# What to produce
Locate each line with the string "components" in the listing below and copy it.
-- START --
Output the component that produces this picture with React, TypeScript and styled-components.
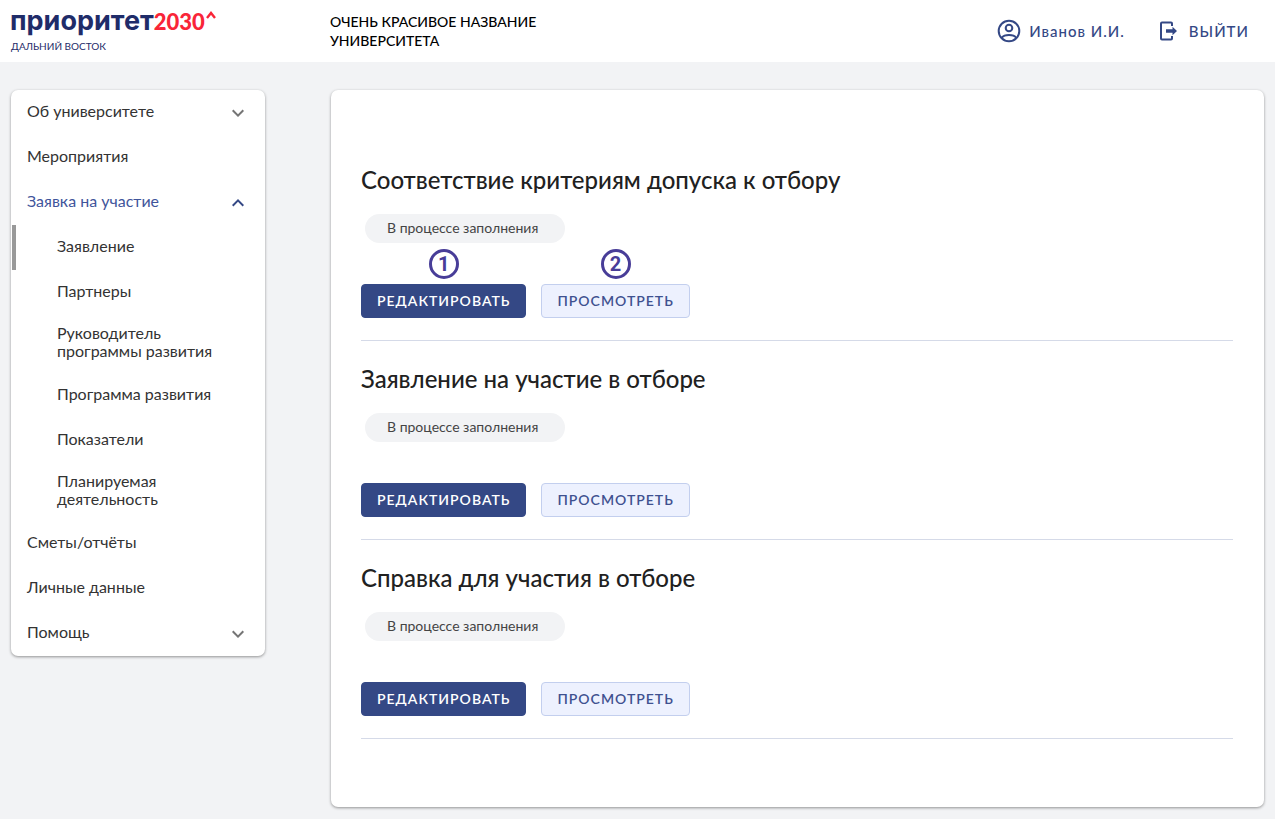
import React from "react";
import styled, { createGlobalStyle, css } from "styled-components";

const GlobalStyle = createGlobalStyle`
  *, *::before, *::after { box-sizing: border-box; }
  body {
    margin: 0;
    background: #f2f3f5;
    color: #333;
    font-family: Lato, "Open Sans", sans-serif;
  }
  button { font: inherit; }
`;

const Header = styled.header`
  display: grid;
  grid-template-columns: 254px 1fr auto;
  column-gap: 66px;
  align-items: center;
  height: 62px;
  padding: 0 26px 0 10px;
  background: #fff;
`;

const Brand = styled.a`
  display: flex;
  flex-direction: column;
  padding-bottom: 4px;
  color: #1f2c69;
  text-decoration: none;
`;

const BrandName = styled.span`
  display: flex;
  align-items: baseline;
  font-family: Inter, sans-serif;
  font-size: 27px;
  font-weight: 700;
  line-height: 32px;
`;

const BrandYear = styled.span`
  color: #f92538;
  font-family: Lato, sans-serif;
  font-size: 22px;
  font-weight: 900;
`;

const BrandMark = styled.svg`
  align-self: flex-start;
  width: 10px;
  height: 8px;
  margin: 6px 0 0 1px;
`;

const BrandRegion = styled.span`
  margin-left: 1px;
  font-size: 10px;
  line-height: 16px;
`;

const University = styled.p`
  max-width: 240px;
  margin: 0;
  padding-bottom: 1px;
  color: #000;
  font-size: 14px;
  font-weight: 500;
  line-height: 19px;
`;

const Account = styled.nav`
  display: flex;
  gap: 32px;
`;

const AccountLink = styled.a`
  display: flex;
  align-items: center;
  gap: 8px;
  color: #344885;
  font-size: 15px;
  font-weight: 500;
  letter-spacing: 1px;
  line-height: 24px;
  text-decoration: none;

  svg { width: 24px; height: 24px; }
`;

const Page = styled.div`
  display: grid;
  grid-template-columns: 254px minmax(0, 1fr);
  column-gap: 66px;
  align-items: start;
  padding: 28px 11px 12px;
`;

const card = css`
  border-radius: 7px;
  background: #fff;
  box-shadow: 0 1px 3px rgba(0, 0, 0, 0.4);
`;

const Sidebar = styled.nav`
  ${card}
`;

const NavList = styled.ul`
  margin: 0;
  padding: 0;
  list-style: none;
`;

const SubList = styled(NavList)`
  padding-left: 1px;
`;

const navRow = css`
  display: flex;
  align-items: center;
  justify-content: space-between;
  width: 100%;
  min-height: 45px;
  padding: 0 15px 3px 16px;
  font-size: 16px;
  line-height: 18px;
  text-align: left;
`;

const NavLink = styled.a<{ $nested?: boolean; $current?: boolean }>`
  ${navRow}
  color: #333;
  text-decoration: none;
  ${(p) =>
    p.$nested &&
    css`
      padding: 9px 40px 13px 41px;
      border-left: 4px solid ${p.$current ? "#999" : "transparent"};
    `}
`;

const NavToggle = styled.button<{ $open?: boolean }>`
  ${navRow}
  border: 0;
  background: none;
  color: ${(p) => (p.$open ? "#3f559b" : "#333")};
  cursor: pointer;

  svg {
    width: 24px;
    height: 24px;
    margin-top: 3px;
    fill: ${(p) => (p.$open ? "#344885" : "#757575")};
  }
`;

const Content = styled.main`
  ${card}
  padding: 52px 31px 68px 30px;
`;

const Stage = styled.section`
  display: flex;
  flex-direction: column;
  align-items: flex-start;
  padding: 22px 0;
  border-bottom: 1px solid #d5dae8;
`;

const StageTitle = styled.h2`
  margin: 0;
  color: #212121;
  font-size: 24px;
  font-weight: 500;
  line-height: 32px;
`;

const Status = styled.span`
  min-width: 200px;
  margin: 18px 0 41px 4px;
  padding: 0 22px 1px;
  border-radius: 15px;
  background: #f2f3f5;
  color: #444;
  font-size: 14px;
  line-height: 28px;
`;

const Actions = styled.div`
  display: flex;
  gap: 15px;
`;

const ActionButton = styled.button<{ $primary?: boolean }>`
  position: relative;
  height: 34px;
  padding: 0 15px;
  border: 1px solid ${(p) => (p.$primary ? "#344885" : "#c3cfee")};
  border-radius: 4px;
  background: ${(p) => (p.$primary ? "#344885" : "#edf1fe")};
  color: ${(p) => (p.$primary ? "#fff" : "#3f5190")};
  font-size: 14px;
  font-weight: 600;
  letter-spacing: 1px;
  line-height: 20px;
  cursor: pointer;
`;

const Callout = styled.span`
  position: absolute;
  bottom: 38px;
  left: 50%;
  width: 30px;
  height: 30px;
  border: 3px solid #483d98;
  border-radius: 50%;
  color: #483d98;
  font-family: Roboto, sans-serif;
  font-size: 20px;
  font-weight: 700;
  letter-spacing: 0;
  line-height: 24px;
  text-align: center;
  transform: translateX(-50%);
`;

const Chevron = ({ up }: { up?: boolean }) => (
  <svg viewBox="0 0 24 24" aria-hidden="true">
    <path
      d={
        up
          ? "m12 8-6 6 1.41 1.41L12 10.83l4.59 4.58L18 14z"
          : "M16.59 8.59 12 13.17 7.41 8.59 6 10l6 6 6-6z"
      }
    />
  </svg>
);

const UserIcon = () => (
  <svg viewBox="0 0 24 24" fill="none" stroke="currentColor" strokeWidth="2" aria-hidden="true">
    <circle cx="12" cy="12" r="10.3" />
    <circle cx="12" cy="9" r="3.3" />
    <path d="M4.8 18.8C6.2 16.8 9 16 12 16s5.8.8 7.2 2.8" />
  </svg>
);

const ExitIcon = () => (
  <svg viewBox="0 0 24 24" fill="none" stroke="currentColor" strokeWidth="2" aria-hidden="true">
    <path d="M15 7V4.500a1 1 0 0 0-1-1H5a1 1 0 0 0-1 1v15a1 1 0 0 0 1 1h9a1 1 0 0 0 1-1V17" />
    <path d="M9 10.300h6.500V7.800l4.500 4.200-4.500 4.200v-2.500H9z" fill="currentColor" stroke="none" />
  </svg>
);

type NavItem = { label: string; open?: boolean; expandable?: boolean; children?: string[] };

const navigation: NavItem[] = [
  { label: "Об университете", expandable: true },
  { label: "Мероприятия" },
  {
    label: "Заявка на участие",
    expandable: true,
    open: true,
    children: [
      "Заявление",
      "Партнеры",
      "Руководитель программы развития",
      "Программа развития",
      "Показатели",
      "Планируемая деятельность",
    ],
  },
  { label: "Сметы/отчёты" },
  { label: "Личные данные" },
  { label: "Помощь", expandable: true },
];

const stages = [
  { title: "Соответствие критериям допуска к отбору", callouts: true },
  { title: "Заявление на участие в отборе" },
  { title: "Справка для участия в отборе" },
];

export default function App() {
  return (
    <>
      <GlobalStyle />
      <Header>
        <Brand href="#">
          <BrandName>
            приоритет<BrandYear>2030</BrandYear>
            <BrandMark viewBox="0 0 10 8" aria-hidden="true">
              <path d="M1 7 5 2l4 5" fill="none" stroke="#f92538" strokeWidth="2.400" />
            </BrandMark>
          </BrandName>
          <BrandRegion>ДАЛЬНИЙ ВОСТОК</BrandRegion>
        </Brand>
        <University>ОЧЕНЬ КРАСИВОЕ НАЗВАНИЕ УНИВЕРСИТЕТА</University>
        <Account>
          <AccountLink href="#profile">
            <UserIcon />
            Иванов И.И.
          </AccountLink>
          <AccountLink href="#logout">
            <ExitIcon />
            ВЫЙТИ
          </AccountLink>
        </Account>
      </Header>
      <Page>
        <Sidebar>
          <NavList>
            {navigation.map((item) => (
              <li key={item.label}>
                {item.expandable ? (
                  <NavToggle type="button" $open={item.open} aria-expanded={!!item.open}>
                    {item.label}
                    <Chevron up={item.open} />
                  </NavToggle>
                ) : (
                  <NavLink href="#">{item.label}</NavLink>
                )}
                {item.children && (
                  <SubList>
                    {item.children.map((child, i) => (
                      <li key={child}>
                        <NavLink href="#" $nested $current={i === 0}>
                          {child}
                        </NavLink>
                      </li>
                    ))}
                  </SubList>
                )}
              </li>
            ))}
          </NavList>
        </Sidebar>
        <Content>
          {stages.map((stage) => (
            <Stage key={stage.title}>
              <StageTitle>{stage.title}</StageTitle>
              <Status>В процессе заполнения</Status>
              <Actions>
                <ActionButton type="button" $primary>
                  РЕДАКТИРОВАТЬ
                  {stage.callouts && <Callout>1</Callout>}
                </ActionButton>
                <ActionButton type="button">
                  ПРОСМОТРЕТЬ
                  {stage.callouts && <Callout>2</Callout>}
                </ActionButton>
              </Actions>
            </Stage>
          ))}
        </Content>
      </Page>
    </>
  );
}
-- END --
# Full answer
Output the component that produces this picture with React, TypeScript and styled-components.
import styled, { createGlobalStyle, css } from "styled-components";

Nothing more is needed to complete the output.